■ **WORK REQUIRED**: Begin with the first line and repeat exactly through the line containing "type Point = [number, number];"; leave every image out.

══════

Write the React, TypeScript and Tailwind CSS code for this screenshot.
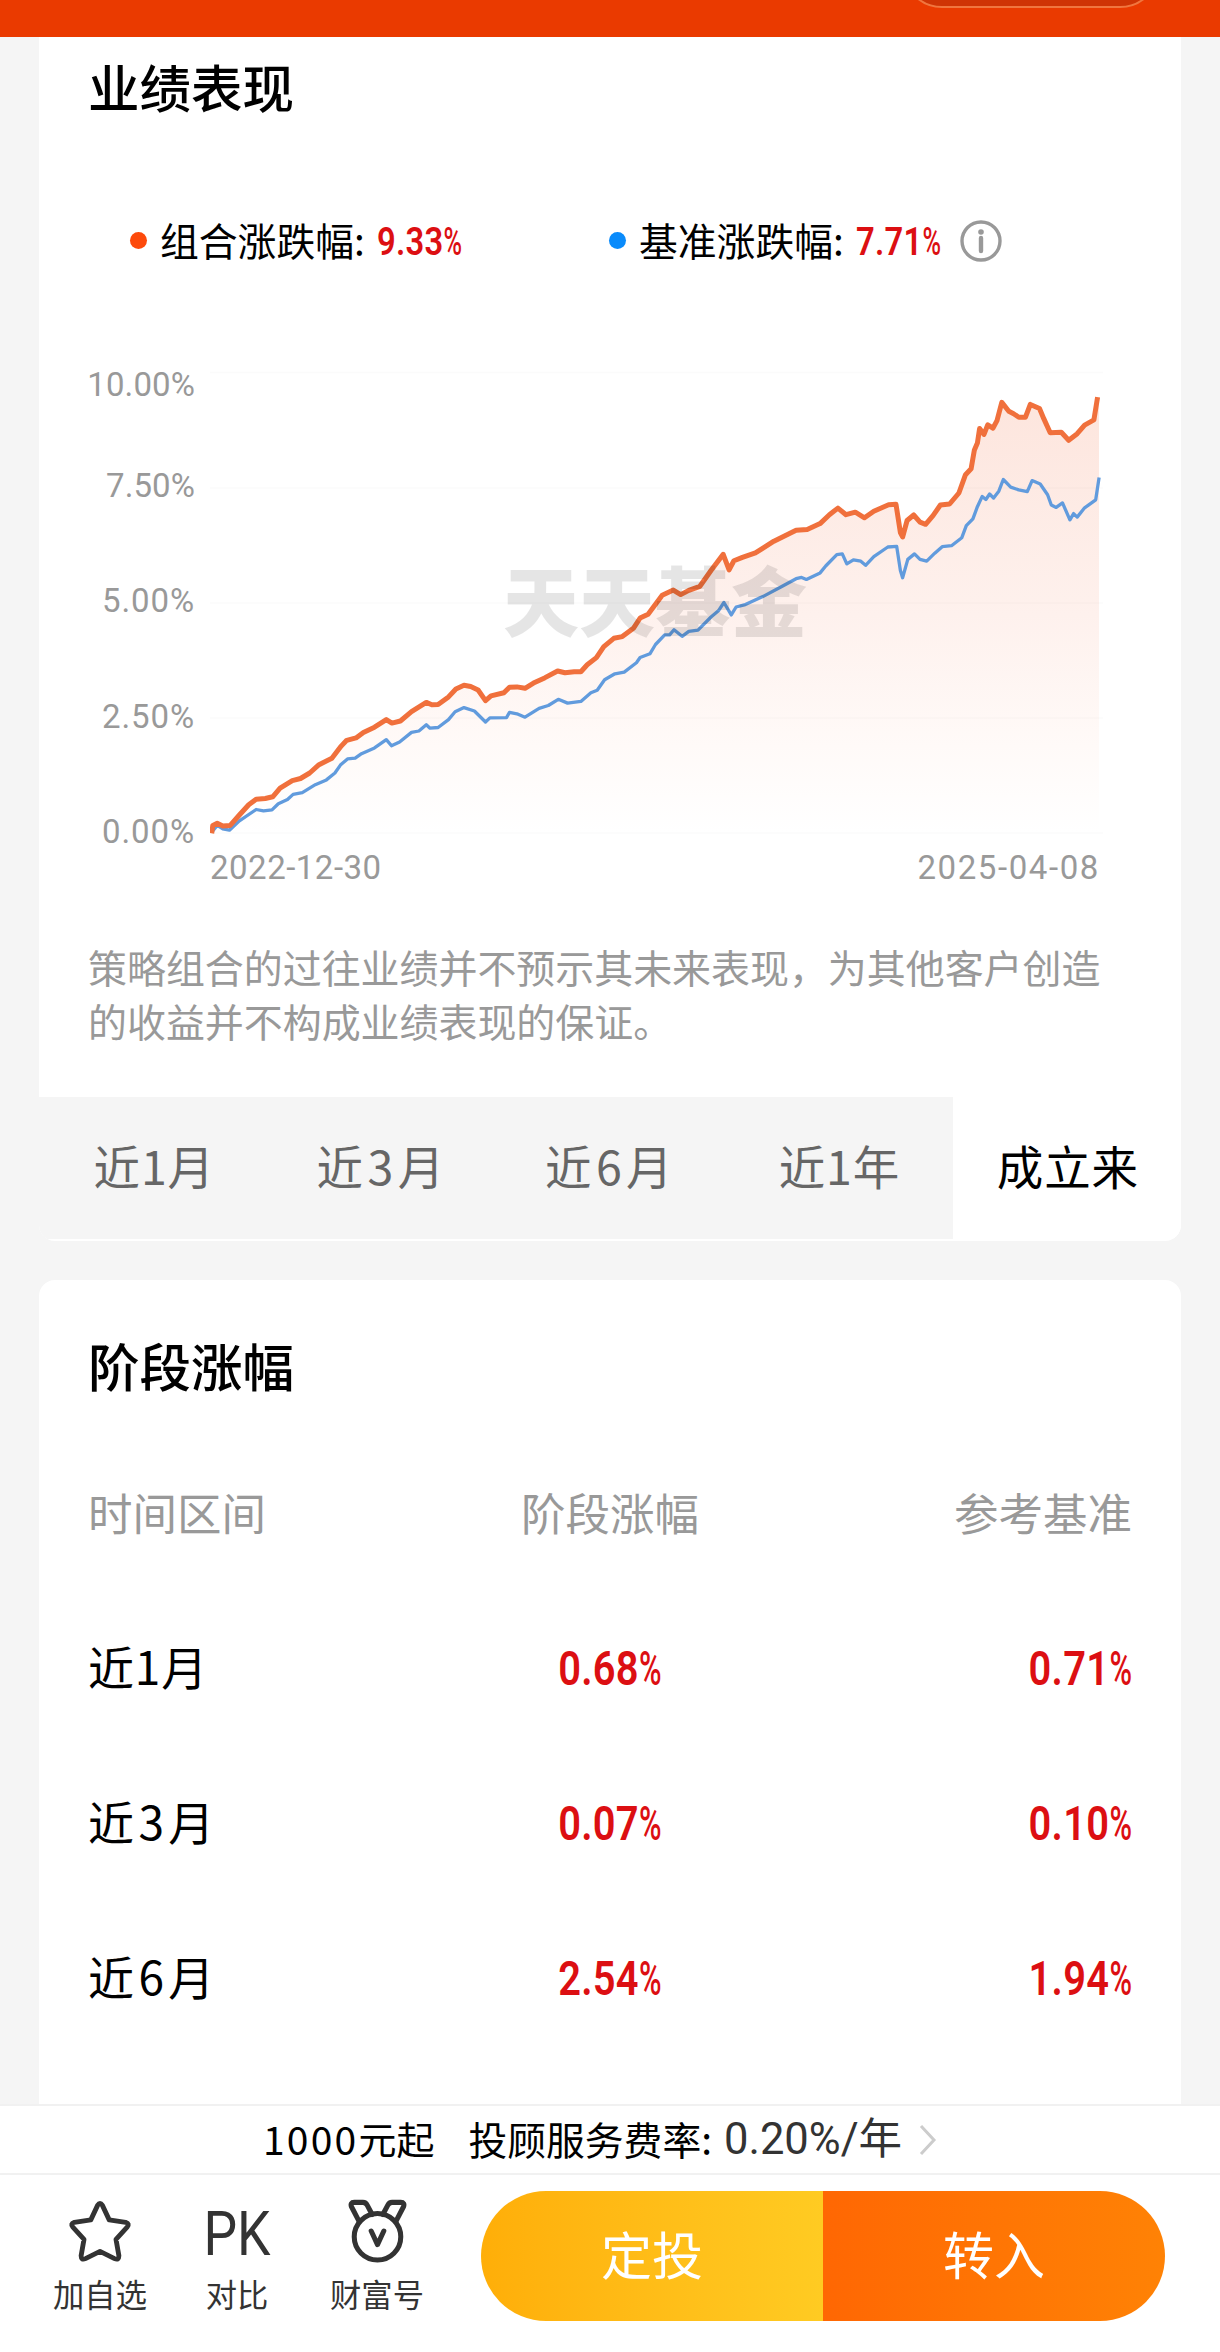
import type { ReactNode } from 'react';
import { clsx } from 'clsx';

type Point = [number, number];

const PORTFOLIO: Point[] = [
  [1.7, 473.3], [2.8, 465.4], [7.2, 463.3], [12.8, 466], [20.2, 465.4], [29.4, 455], [38.7, 444.7],
  [46.1, 439.2], [55.3, 438.5], [62.7, 436.8], [70.1, 428.2], [82.3, 420.6], [90.5, 418.5], [99.7, 413],
  [109, 404.7], [121.9, 398.2], [131.2, 386.1], [136.7, 380.3], [146, 377.9], [153.4, 372.4],
  [164.5, 367.2], [176.3, 359.6], [181.9, 363.1], [190.4, 361], [201.5, 351.7], [216.3, 342.4],
  [221.8, 344.8], [228.1, 344.5], [238.5, 336.9], [245.9, 329], [254, 325.2], [260.7, 326.5],
  [268.1, 330], [275.5, 340.7], [281, 335.9], [293.9, 332.8], [299.5, 327.2], [306.9, 326.9],
  [315, 328.3], [323.5, 323.1], [334.6, 317.9], [347.6, 311], [355, 312.8], [364.2, 311.7],
  [370.9, 311.7], [377.2, 304.8], [386.4, 297.6], [393.8, 286.6], [403.8, 278.3], [412.3, 276.6],
  [423.4, 268.3], [430.1, 258], [438.1, 254.2], [452.2, 235.3], [463.3, 230.1], [470.7, 234.6],
  [478.8, 230.4], [489.9, 226.3], [501, 210.5], [513.2, 194.3], [519.1, 209.8], [523.9, 200.8],
  [532.4, 197.4], [545.4, 192.9], [563.9, 181.2], [586.1, 170.2], [597.2, 169.5], [610.1, 163.6],
  [619.4, 154.7], [627.9, 148.1], [636, 154.7], [645.3, 152.2], [654.5, 157.8], [663.8, 151.2],
  [678.6, 144.7], [686, 144.3], [690.4, 172.6], [692.6, 177], [697.1, 160.5], [703.7, 155],
  [710, 162.2], [715.6, 164.3], [723, 155.7], [730.4, 145], [739.6, 144], [748.9, 133],
  [755.5, 114.7], [761.1, 108.8], [764.4, 89.9], [767.4, 83], [769.6, 68.5], [774, 74.4],
  [777.7, 64.8], [782.9, 68.2], [787, 60.6], [791.8, 42.4], [798.8, 51.3], [803.6, 53.7],
  [808.8, 57.2], [815.5, 57.2], [820.3, 44.4], [829.5, 48.6], [833.9, 58.9], [840.2, 72.7],
  [851.3, 72.3], [858.7, 80.3], [867.2, 73.7], [874.6, 65.1], [883.9, 59.9], [887.6, 37.2],
];

const BENCHMARK: Point[] = [
  [1.7, 472.3], [7.2, 465.4], [12.8, 468.8], [19.4, 470.2], [29.4, 460.9], [46.1, 449.5], [53.5, 450.9],
  [62, 449.9], [68.3, 443.7], [77.5, 439.5], [83.1, 434.4], [92.3, 432.6], [105.3, 424.7],
  [116.4, 419.9], [124.9, 413], [130.4, 405.1], [137.5, 398.9], [145.2, 398.2], [151.5, 393.7],
  [164.5, 387.9], [176.3, 379.6], [181.5, 385.8], [189.6, 382], [201.5, 372.4], [208.9, 371],
  [216.3, 364.8], [220, 368.2], [228.1, 367.5], [238.5, 359.6], [245.1, 351.7], [254, 347.6],
  [264.4, 351], [275.5, 362], [279.9, 357.9], [296.5, 357.6], [299.5, 352.4], [306.9, 353.8],
  [315, 357.2], [329.1, 348.3], [338.3, 345.5], [348.3, 339.3], [357.6, 343.1], [370.9, 341.4],
  [380.9, 332.8], [387.2, 330.3], [394.6, 319.7], [404.9, 313.8], [414.2, 312.1], [426.4, 302.8],
  [430.1, 297.5], [439.9, 293.8], [445.5, 284.5], [454.7, 274.9], [459.6, 274.9], [464, 269.7],
  [472.1, 276.3], [478.8, 271.4], [488, 270.1], [501, 257], [508.4, 250.8], [513.9, 242.5],
  [521.3, 254.9], [526.1, 247], [534.3, 244.9], [552.8, 236.6], [571.3, 226.7], [586.1, 218.7],
  [591.6, 217.4], [596.4, 219.4], [610.1, 212.9], [615.7, 206], [626.8, 194.6], [632.3, 193.9],
  [636.8, 203.9], [643.4, 199.8], [650.8, 201.2], [655.6, 205.3], [663.8, 196.7], [677.8, 187],
  [686.7, 186.4], [690.4, 210.5], [692.6, 217.7], [697.8, 199.4], [704.5, 193.9], [710, 199.4],
  [716.7, 201.2], [724.8, 193.2], [732.2, 186.7], [741.5, 185.7], [751.8, 177.7], [756.3, 165.7],
  [762.9, 158.8], [767.4, 146.7], [772.2, 136.4], [775.9, 139.5], [779.6, 134], [783.6, 138.1],
  [788.8, 131.2], [793.3, 119.5], [800.7, 127.1], [808.8, 129.9], [817.3, 131.6], [822.1, 120.6],
  [830.2, 124], [837.6, 134.7], [841.3, 145], [846.2, 147.4], [852.5, 142.9], [859.9, 159.8],
  [863.6, 153.6], [867.2, 157.1], [874.6, 147.8], [885.7, 139.8], [889.1, 117.5],
];

const GRID_Y = [12.5, 128, 243, 358, 473];

const TABS = ['近1月', '近3月', '近6月', '近1年', '成立来'];

const ROWS = [
  { period: '近1月', gain: '0.68%', benchmark: '0.71%' },
  { period: '近3月', gain: '0.07%', benchmark: '0.10%' },
  { period: '近6月', gain: '2.54%', benchmark: '1.94%' },
];

function toPath(points: Point[]): string {
  return points.map(([x, y], i) => `${i === 0 ? 'M' : 'L'}${x} ${y}`).join(' ');
}

function Period({ text }: { text: string }) {
  const wide = text.includes('3') || text.includes('6');
  return <span className={wide ? 'tracking-[4.4px]' : 'tracking-[0.8px]'}>{text}</span>;
}

function Percent({ className, value }: { className: string; value: string }) {
  return (
    <span
      className={clsx(
        "scale-x-[0.83] whitespace-nowrap font-['Roboto',sans-serif] font-semibold tracking-[0.3px] text-[#dc0f12]",
        className,
      )}
    >
      {value.slice(0, -1)}
      <span className="-mr-[0.17em] inline-block origin-left scale-x-[0.77] font-medium">%</span>
    </span>
  );
}

function Legend({ dot, label, value }: { dot: string; label: string; value: string }) {
  return (
    <div className="flex items-center">
      <span className={clsx('size-[17px] rounded-full', dot)} />
      <span className="ml-[13px] pb-[4px] text-[38.8px] leading-none">{label}</span>
      <Percent className="ml-[12px] w-[89px] origin-left pt-[2px] text-[39.5px] leading-none" value={value} />
    </div>
  );
}

function InfoIcon() {
  return (
    <svg className="ml-[15px] size-[42px]" viewBox="0 0 42 42" fill="none" stroke="#999" strokeWidth="3.4">
      <circle cx="21" cy="21" r="19" />
      <path d="M21 18v13" strokeLinecap="round" strokeWidth="4.4" />
      <circle cx="21" cy="12" r="2.8" fill="#999" stroke="none" />
    </svg>
  );
}

function Chart() {
  return (
    <div className="flex h-[509px] pl-[49px]">
      <div className="flex w-[107px] flex-col items-end pt-[26px] font-['Roboto',sans-serif] text-[33px] leading-[36px] tracking-[0.9px] text-[#999]">
        <span className="tracking-[0.1px]">10.00%</span>
        <span className="mt-[65px] tracking-[0.1px]">7.50%</span>
        <span className="mt-[79px]">5.00%</span>
        <span className="mt-[80px]">2.50%</span>
        <span className="mt-[79px]">0.00%</span>
      </div>
      <svg className="mt-[19px] ml-[15px] h-[480px] w-[900px]" viewBox="0 0 900 480" fill="none">
        <defs>
          <linearGradient id="area" x1="0" y1="37" x2="0" y2="473" gradientUnits="userSpaceOnUse">
            <stop offset="0" stopColor="#fde5dd" />
            <stop offset="0.5" stopColor="#fef1ed" />
            <stop offset="0.8" stopColor="#fffaf8" />
            <stop offset="1" stopColor="#fff" />
          </linearGradient>
        </defs>
        <path d={`${toPath(PORTFOLIO)} L889 40 V473 H1.7 Z`} fill="url(#area)" />
        {GRID_Y.map((y) => (
          <path key={y} d={`M0 ${y}H893`} stroke="#000" strokeOpacity="0.015" strokeWidth="1.5" />
        ))}
        <path d={toPath(BENCHMARK)} stroke="#619bdd" strokeWidth="3.3" strokeLinejoin="round" />
        <path d={toPath(PORTFOLIO)} stroke="#f0703c" strokeWidth="5" strokeLinejoin="round" />
        <text
          x="293"
          y="271"
          fill="#000"
          fillOpacity="0.1"
          fontSize="76"
          fontWeight="900"
          fontFamily="'Noto Sans CJK SC', sans-serif"
        >
          天天基金
        </text>
      </svg>
    </div>
  );
}

function PerformanceCard() {
  return (
    <section className="mx-[39px] h-[1204px] overflow-hidden rounded-b-[16px] bg-white">
      <h2 className="flex h-[104px] items-center pb-[7px] pl-[49px] text-[51.5px] font-medium">业绩表现</h2>
      <div className="flex h-[200px] items-center pl-[91px]">
        <div className="w-[479px]">
          <Legend dot="bg-[#fd4a0b]" label="组合涨跌幅:" value="9.33%" />
        </div>
        <Legend dot="bg-[#0a8bfb]" label="基准涨跌幅:" value="7.71%" />
        <InfoIcon />
      </div>
      <Chart />
      <div className="flex h-[36px] items-center justify-between pr-[81px] pl-[171px] font-['Roboto',sans-serif] text-[33px] text-[#999]">
        <span className="tracking-[0.5px]">2022-12-30</span>
        <span className="tracking-[1.6px]">2025-04-08</span>
      </div>
      <p className="mt-[53px] pl-[49px] text-[38.95px] leading-[54px] whitespace-nowrap text-[#999]">
        策略组合的过往业绩并不预示其未来表现，为其他客户创造
        <br />
        的收益并不构成业绩表现的保证。
      </p>
      <div className="mt-[50px] grid h-[142px] grid-cols-5">
        {TABS.map((tab) => (
          <span
            key={tab}
            className={clsx(
              'flex items-center justify-center pb-[6px] pl-[2px] text-[46.5px]',
              tab === '成立来' ? 'bg-white text-black' : 'bg-[#f5f5f5] text-[#666]',
            )}
          >
            <Period text={tab} />
          </span>
        ))}
      </div>
    </section>
  );
}

function StageCard() {
  return (
    <section className="mx-[39px] mt-[39px] h-[824px] rounded-t-[16px] bg-white px-[49px]">
      <h2 className="flex h-[160px] items-center pt-[10px] text-[51.5px] font-medium">阶段涨幅</h2>
      <div className="grid h-[150px] grid-cols-3 items-center pb-[5px] text-[44.5px] text-[#999]">
        <span>时间区间</span>
        <span className="text-center">阶段涨幅</span>
        <span className="text-right">参考基准</span>
      </div>
      {ROWS.map((row) => (
        <div key={row.period} className="grid h-[155px] grid-cols-3 items-center text-[46px]">
          <span className="pb-[4px]">
            <Period text={row.period} />
          </span>
          <Percent className="pt-[2px] text-center text-[48px]" value={row.gain} />
          <Percent className="origin-right pt-[2px] text-right text-[48px]" value={row.benchmark} />
        </div>
      ))}
    </section>
  );
}

function Action({ label, className, children }: { label: string; className: string; children: ReactNode }) {
  return (
    <div className={clsx('flex flex-col items-center text-[#333]', className)}>
      <div className="flex h-[64px] items-center justify-center">{children}</div>
      <span className="mt-[14px] text-[31.3px] leading-[34px] whitespace-nowrap">{label}</span>
    </div>
  );
}

function StarIcon() {
  return (
    <svg className="mt-[2px] h-[62px] w-[64px]" viewBox="0 0 66 64" fill="none" stroke="#333" strokeWidth="5" strokeLinejoin="round">
      <path d="M30.5 4.5Q33 0.5 35.5 4.5L42.5 19.5 59.5 22Q64 23.5 61 27L49.5 39.5 52.5 56.5Q52.5 61.5 48 59.5L33 52 18 59.5Q13.5 61.5 13.5 56.5L16.5 39.5 5 27Q2 23.5 6.5 22L23.5 19.5Z" />
    </svg>
  );
}

function MedalIcon() {
  return (
    <svg className="h-[64px] w-[59px]" viewBox="0 0 60 66" fill="none" stroke="#333" strokeWidth="5.2" strokeLinejoin="round" strokeLinecap="round">
      <circle cx="30" cy="39" r="24" />
      <path d="M11 23 3.2 8Q1.5 3.5 6 3.5H15Q18 3.5 19.5 6.5L24.5 16" />
      <path d="M49 23 56.8 8Q58.5 3.5 54 3.5H45Q42 3.5 40.5 6.5L35.5 16" />
      <path d="M23.5 33 30 47 36.5 33" />
    </svg>
  );
}

function BottomBar() {
  return (
    <footer className="h-[248px] bg-white">
      <div className="flex h-[71px] items-center border-y-2 border-[#f1f1f1] pl-[263px] leading-none">
        <span className="pb-[3px] text-[39px] tracking-[2.2px]">1000</span>
        <span className="pb-[3px] text-[38px]">元起</span>
        <span className="ml-[34px] pb-[3px] text-[38.8px]">投顾服务费率:</span>
        <span className="ml-[12px] font-['Roboto','Noto_Sans_CJK_SC',sans-serif] text-[43.5px] text-[#333]">
          0.20%/年
        </span>
        <svg className="ml-[16px] h-[32px] w-[20px]" viewBox="0 0 20 32" fill="none" stroke="#ccc" strokeWidth="3">
          <path d="M3 2 16 16 3 30" />
        </svg>
      </div>
      <div className="flex pt-[16px]">
        <div className="flex w-[481px] pt-[8px] pl-[40px]">
          <Action label="加自选" className="w-[120px]">
            <StarIcon />
          </Action>
          <Action label="对比" className="ml-[17px] w-[120px]">
            <span className="scale-x-[0.86] pt-[6px] font-['Roboto',sans-serif] text-[62px] leading-none">PK</span>
          </Action>
          <Action label="财富号" className="ml-[20px] w-[120px]">
            <MedalIcon />
          </Action>
        </div>
        <div className="flex h-[130px] w-[684px] overflow-hidden rounded-full text-[51px] text-white">
          <button className="w-1/2 bg-linear-to-r from-[#ffae08] to-[#ffcb22] pb-[5px]">定投</button>
          <button className="w-1/2 bg-linear-to-r from-[#ff6703] to-[#ff8205] pb-[5px]">转入</button>
        </div>
      </div>
    </footer>
  );
}

export default function App() {
  return (
    <div className="h-[2352px] w-[1220px] overflow-hidden bg-[#f5f5f5] font-['Noto_Sans_CJK_SC',sans-serif] text-black">
      <header className="flex h-[37px] justify-end overflow-hidden bg-[#ea3a00] pr-[60px]">
        <div className="-mt-[72px] h-[80px] w-[258px] rounded-full border-2 border-[#f0763f] bg-[#cf3405]" />
      </header>
      <PerformanceCard />
      <StageCard />
      <BottomBar />
    </div>
  );
}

══════

■ **RESULT**:
Write the React, TypeScript and Tailwind CSS code for this screenshot.
import type { ReactNode } from 'react';
import { clsx } from 'clsx';

type Point = [number, number];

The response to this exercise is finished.